Evidence that Yessenov serves the interests of the Nazarbayev family is reinforced by British investigations in which his name surfaced in connection with the seizure of property belonging to Dariga Nazarbayeva and her son. As with Kazphosphate, Western journalists noted that the purchase of shares in the Kant sugar company appeared to be a fictitious transaction in which Yessenov acted as an intermediary — despite lacking access at the time to the tens of millions of dollars required for such a deal.
As Legal Reader wrote, “given that Yessenov was only 25 years old at the time of the Kant transaction and had no access to $74 million, it is unlikely that he acted alone.” The deal in which Yessenov “purchased” the company from Dariga Nazarbayeva took place in 2007, shortly after his marriage to Aizhan Yesimova.

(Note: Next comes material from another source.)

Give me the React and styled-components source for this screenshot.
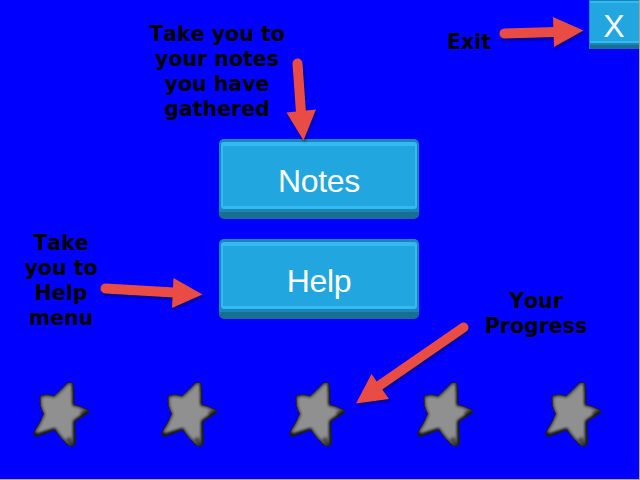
import React from "react";
import styled, { createGlobalStyle } from "styled-components";

const GlobalStyle = createGlobalStyle`
  * { box-sizing: border-box; }
  body { margin: 0; background: #0000ff; overflow: hidden; }
`;

const Screen = styled.main`
  position: relative;
  display: flex;
  flex-direction: column;
  width: 640px;
  height: 480px;
  background: #0000ff;
  border-right: 1px solid #aaa18f;
  border-bottom: 1px solid #aaa18f;
  overflow: hidden;
`;

const TopBar = styled.header`
  display: flex;
  justify-content: flex-end;
  height: 139px;
`;

const Button = styled.button`
  display: flex;
  align-items: center;
  justify-content: center;
  margin: 0;
  border: 0;
  color: #fff;
  font-family: "Liberation Sans", Arial, sans-serif;
  font-size: 32px;
  line-height: 38px;
`;

const MenuButton = styled(Button)`
  width: 200px;
  height: 80px;
  padding: 4px 0 0;
  border-radius: 5px;
  background: linear-gradient(#1a86b5 0 73px, #186f91 73px);
  letter-spacing: -0.3px;
  position: relative;
  isolation: isolate;
  &::before {
    content: "";
    position: absolute;
    z-index: -1;
    inset: 3px 2px 10px;
    border: solid #33b9f4;
    border-width: 4px 2px 3px;
    border-radius: 3px;
    background: #21a6e0;
  }
`;

const CloseButton = styled(Button)`
  width: 50px;
  height: 49px;
  padding: 3px 1px 0 0;
  border-left: 1px solid #1a86b5;
  background: linear-gradient(#1a86b5 0 1px, #33b9f4 1px 3px, #21a6e0 3px 41px, #33b9f4 41px 43px, #1a86b5 43px 45px, #186f91 45px);
`;

const Menu = styled.nav`
  display: flex;
  flex-direction: column;
  align-items: flex-start;
  gap: 20px;
  height: 240px;
  padding-left: 219px;
`;

const Progress = styled.footer`
  display: flex;
  gap: 68px;
  padding-left: 31px;
`;

const StarIcon = styled.svg`
  flex: none;
  width: 60px;
  height: 70px;
`;

const Label = styled.p`
  position: absolute;
  left: ${(p) => p.$x}px;
  top: ${(p) => p.$y}px;
  width: ${(p) => p.$w}px;
  margin: 0;
  color: #000;
  font: bold 20.5px/25px Verdana, "DejaVu Sans", sans-serif;
  font-kerning: none;
  text-align: center;
  white-space: pre-line;
`;

const Arrows = styled.svg`
  position: absolute;
  inset: 0;
  width: 640px;
  height: 480px;
  pointer-events: none;
  filter: drop-shadow(1px 2px 1.5px rgba(0, 0, 30, 0.55));
`;

const starPath =
  "M34.5 6Q38 1.5 42 4.5Q43.5 15 43 25.5Q50 27.5 57 31Q59 33 56 35L44 42.5Q44 54 44.5 64Q42 70 37 66Q30 60 24 51L7 57Q2 58 3 53Q9 44 12.5 35Q8 27 9 18Q12 14 23 17Q29 12 34.5 6Z";

function Star({ id }) {
  return (
    <StarIcon viewBox="0 0 60 70" aria-label="Star">
      <defs>
        <clipPath id={`${id}-clip`}><path d={starPath} /></clipPath>
        <filter id={`${id}-soft`} filterUnits="userSpaceOnUse" x="-10" y="-10" width="80" height="90" colorInterpolationFilters="sRGB">
          <feGaussianBlur stdDeviation="1.5" />
        </filter>
        <filter id={`${id}-edge`}><feGaussianBlur stdDeviation="0.35" /></filter>
      </defs>
      <g filter={`url(#${id}-edge)`}>
        <path d={starPath} fill="#909090" />
        <g clipPath={`url(#${id}-clip)`}>
          <path d={starPath} fill="none" stroke="#202020" strokeWidth="2.4" filter={`url(#${id}-soft)`} />
          <path d="M43.5 4L43.5 26M58 33L44 43L44 68M24 51L4 57L3 53" fill="none" stroke="#080808" strokeWidth="3.5" opacity=".85" strokeLinejoin="round" filter={`url(#${id}-soft)`} />
          <path d="M58 33L50 35M42 68L37 59" fill="none" stroke="#111" strokeWidth="5" opacity=".6" filter={`url(#${id}-soft)`} />
        </g>
        <path d={starPath} fill="none" stroke="#151515" strokeWidth="0.8" />
      </g>
    </StarIcon>
  );
}

const arrows = [
  { line: "M297.5 63.5L301 113", head: "286.5,112.5 316,109.5 303.5,140.5" },
  { line: "M504.5 33.5L555 32", head: "553,17 583.5,30.5 554,47" },
  { line: "M105.5 288.5L174 292.5", head: "173.5,278 202.5,294.5 172,308" },
  { line: "M463.5 327.5L378 386.5", head: "371.5,374 389,399 356,403.5" },
];

export default function App() {
  return (
    <>
      <GlobalStyle />
      <Screen>
        <TopBar><CloseButton aria-label="Exit">X</CloseButton></TopBar>
        <Menu>
          <MenuButton>Notes</MenuButton>
          <MenuButton>Help</MenuButton>
        </Menu>
        <Progress>
          {[1, 2, 3, 4, 5].map((n) => <Star key={n} id={`star-${n}`} />)}
        </Progress>
        <Label $x={137} $y={22} $w={160}>{"Take you to\nyour notes\nyou have\ngathered"}</Label>
        <Label $x={429} $y={30} $w={80}>Exit</Label>
        <Label $x={11} $y={231} $w={100}>{"Take\nyou to\nHelp\nmenu"}</Label>
        <Label $x={466} $y={289} $w={140}>{"Your\nProgress"}</Label>
        <Arrows viewBox="0 0 640 480">
          {arrows.map((a) => (
            <g key={a.line} fill="#e94b45">
              <path d={a.line} stroke="#e94b45" strokeWidth="10" strokeLinecap="round" />
              <polygon points={a.head} />
            </g>
          ))}
        </Arrows>
      </Screen>
    </>
  );
}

Further confirmation that Yessenov is part of a chain of Nazarbayev family nominees comes from an OCCRP investigation, which reported in 2021 that Yessenov appeared on a list of Pegasus cyber-surveillance targets alongside his father-in-law Akhmetzhan Yesimov and other key figures in Nazarbayev’s circle. The likely client behind the surveillance was Nursultan Nazarbayev himself, apparently concerned about the future of his assets amid the political transition of power.
Yesimov’s presence among surveillance targets was also unsurprising: like his son-in-law Yessenov, he is considered one of the principal custodians of the Nazarbayev clan’s capital. At this point, it is no longer entirely clear which of the two plays the dominant role — Yesimov or the younger Yessenov.
Ultimately, however, this distinction matters little. Their family alliance reflects the broader model of the state built during Nazarbayev’s decades in power — a system in which national assets are transferred into the hands of a family clan, while trusted nominees preserve control over the country’s wealth. The change of power in Kazakhstan did not alter the fundamental reality: the assets remained with the same people, merely structured in a more discreet form.